» DIRECTIVE: Report every line in the listing below where the string "screenshot" shows up.

» DATA BLOCK:
-------
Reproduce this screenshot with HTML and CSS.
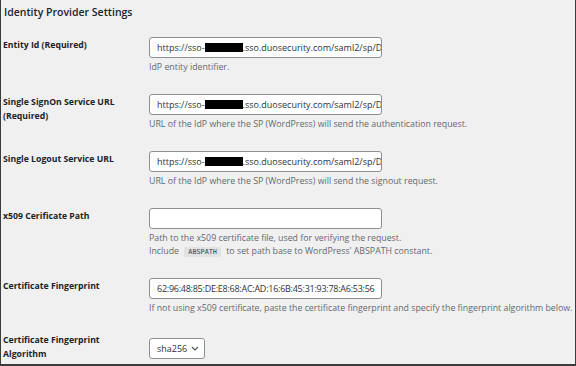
FILE: index.html
```html
<!DOCTYPE html>
<html lang="en">
<head>
    <meta charset="UTF-8">
    <meta name="viewport" content="width=device-width, initial-scale=1.0">
    <title>Identity Provider Settings</title>
    <link rel="stylesheet" href="styles.css">
</head>
<body>
    <div class="frame">
        <h2 class="section-title">Identity Provider Settings</h2>

        <div class="form-table">
            <div class="form-row">
                <div class="form-label">Entity Id (Required)</div>
                <div class="form-field">
                    <div class="text-input">https://sso-<span class="redacted"></span>.sso.duosecurity.com/saml2/sp/D</div>
                    <p class="description">IdP entity identifier.</p>
                </div>
            </div>

            <div class="form-row">
                <div class="form-label">Single SignOn Service URL (Required)</div>
                <div class="form-field">
                    <div class="text-input">https://sso-<span class="redacted"></span>.sso.duosecurity.com/saml2/sp/D</div>
                    <p class="description">URL of the IdP where the SP (WordPress) will send the authentication request.</p>
                </div>
            </div>

            <div class="form-row">
                <div class="form-label">Single Logout Service URL</div>
                <div class="form-field">
                    <div class="text-input">https://sso-<span class="redacted"></span>.sso.duosecurity.com/saml2/sp/D</div>
                    <p class="description">URL of the IdP where the SP (WordPress) will send the signout request.</p>
                </div>
            </div>

            <div class="form-row">
                <div class="form-label">x509 Cerificate Path</div>
                <div class="form-field">
                    <div class="text-input"></div>
                    <p class="description">Path to the x509 certificate file, used for verifying the request.<br>
                        Include <code>ABSPATH</code> to set path base to WordPress' ABSPATH constant.</p>
                </div>
            </div>

            <div class="form-row">
                <div class="form-label">Certificate Fingerprint</div>
                <div class="form-field">
                    <div class="text-input fingerprint">62:96:48:85:DE:E8:68:AC:AD:16:6B:45:31:93:78:A6:53:56</div>
                    <p class="description nowrap">If not using x509 certificate, paste the certificate fingerprint and specify the fingerprint algorithm below.</p>
                </div>
            </div>

            <div class="form-row last">
                <div class="form-label">Certificate Fingerprint Algorithm</div>
                <div class="form-field">
                    <div class="select-input">
                        <span>sha256</span>
                        <svg class="chevron" width="8" height="5" viewBox="0 0 8 5">
                            <path d="M1 1l3 3 3-3" fill="none" stroke="#50575e" stroke-width="1.2"/>
                        </svg>
                    </div>
                </div>
            </div>
        </div>
    </div>
</body>
</html>
```

FILE: styles.css
```css
/* WordPress admin settings, at screenshot scale */
html, body {
    margin: 0;
    padding: 0;
}

body {
    background-color: #f0f0f1;
    color: #1d2327;
    font-family: "Open Sans", "Noto Sans", sans-serif;
}

.frame {
    height: 366px;
    box-sizing: border-box;
    border: 1px solid #3c3c3c;
    border-top: none;
    border-bottom-width: 2px;
    padding-left: 2px;
    overflow: hidden;
}

.section-title {
    margin: 0;
    padding: 5px 0 0 1px;
    height: 22px;
    font-size: 10.5px;
    font-weight: 600;
    line-height: 15px;
    color: #1d2327;
}

/* Rows */
.form-row {
    display: flex;
    align-items: flex-start;
}

.form-label {
    width: 136px;
    padding: 11px 10px 10px 0;
    font-size: 8.7px;
    font-weight: 700;
    line-height: 14px;
}

.form-row.last .form-label {
    padding-top: 8px;
}

.form-field {
    flex: 1;
    min-width: 0;
    padding: 10px 0;
}

.text-input {
    width: 233px;
    height: 21px;
    box-sizing: border-box;
    border: 1px solid #8c8f94;
    border-radius: 3px;
    background-color: #fff;
    padding: 0 7px;
    font-size: 9px;
    line-height: 19px;
    color: #2c3338;
    white-space: nowrap;
    overflow: hidden;
}

.text-input.fingerprint {
    letter-spacing: -0.25px;
}

.redacted {
    display: inline-block;
    width: 38px;
    height: 9px;
    background-color: #000;
    vertical-align: -1px;
}

.description {
    margin: 3px 0 0;
    font-size: 8.8px;
    line-height: 13px;
    color: #646970;
}

.nowrap {
    white-space: nowrap;
}

code {
    display: inline-block;
    margin: 1px 3px;
    padding: 1px 4px 0;
    background-color: #e2e2e3;
    font-family: "DejaVu Sans Mono", monospace;
    font-size: 6.8px;
    line-height: 9px;
    color: #3c434a;
}

.select-input {
    display: inline-flex;
    align-items: center;
    gap: 4px;
    height: 21px;
    box-sizing: border-box;
    border: 1px solid #8c8f94;
    border-radius: 3px;
    background-color: #fff;
    padding: 0 5px 0 7px;
    font-size: 9px;
    color: #2c3338;
}
```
-------
» SOLVED PROBLEM:
Reproduce this screenshot with HTML and CSS.
/* WordPress admin settings, at screenshot scale */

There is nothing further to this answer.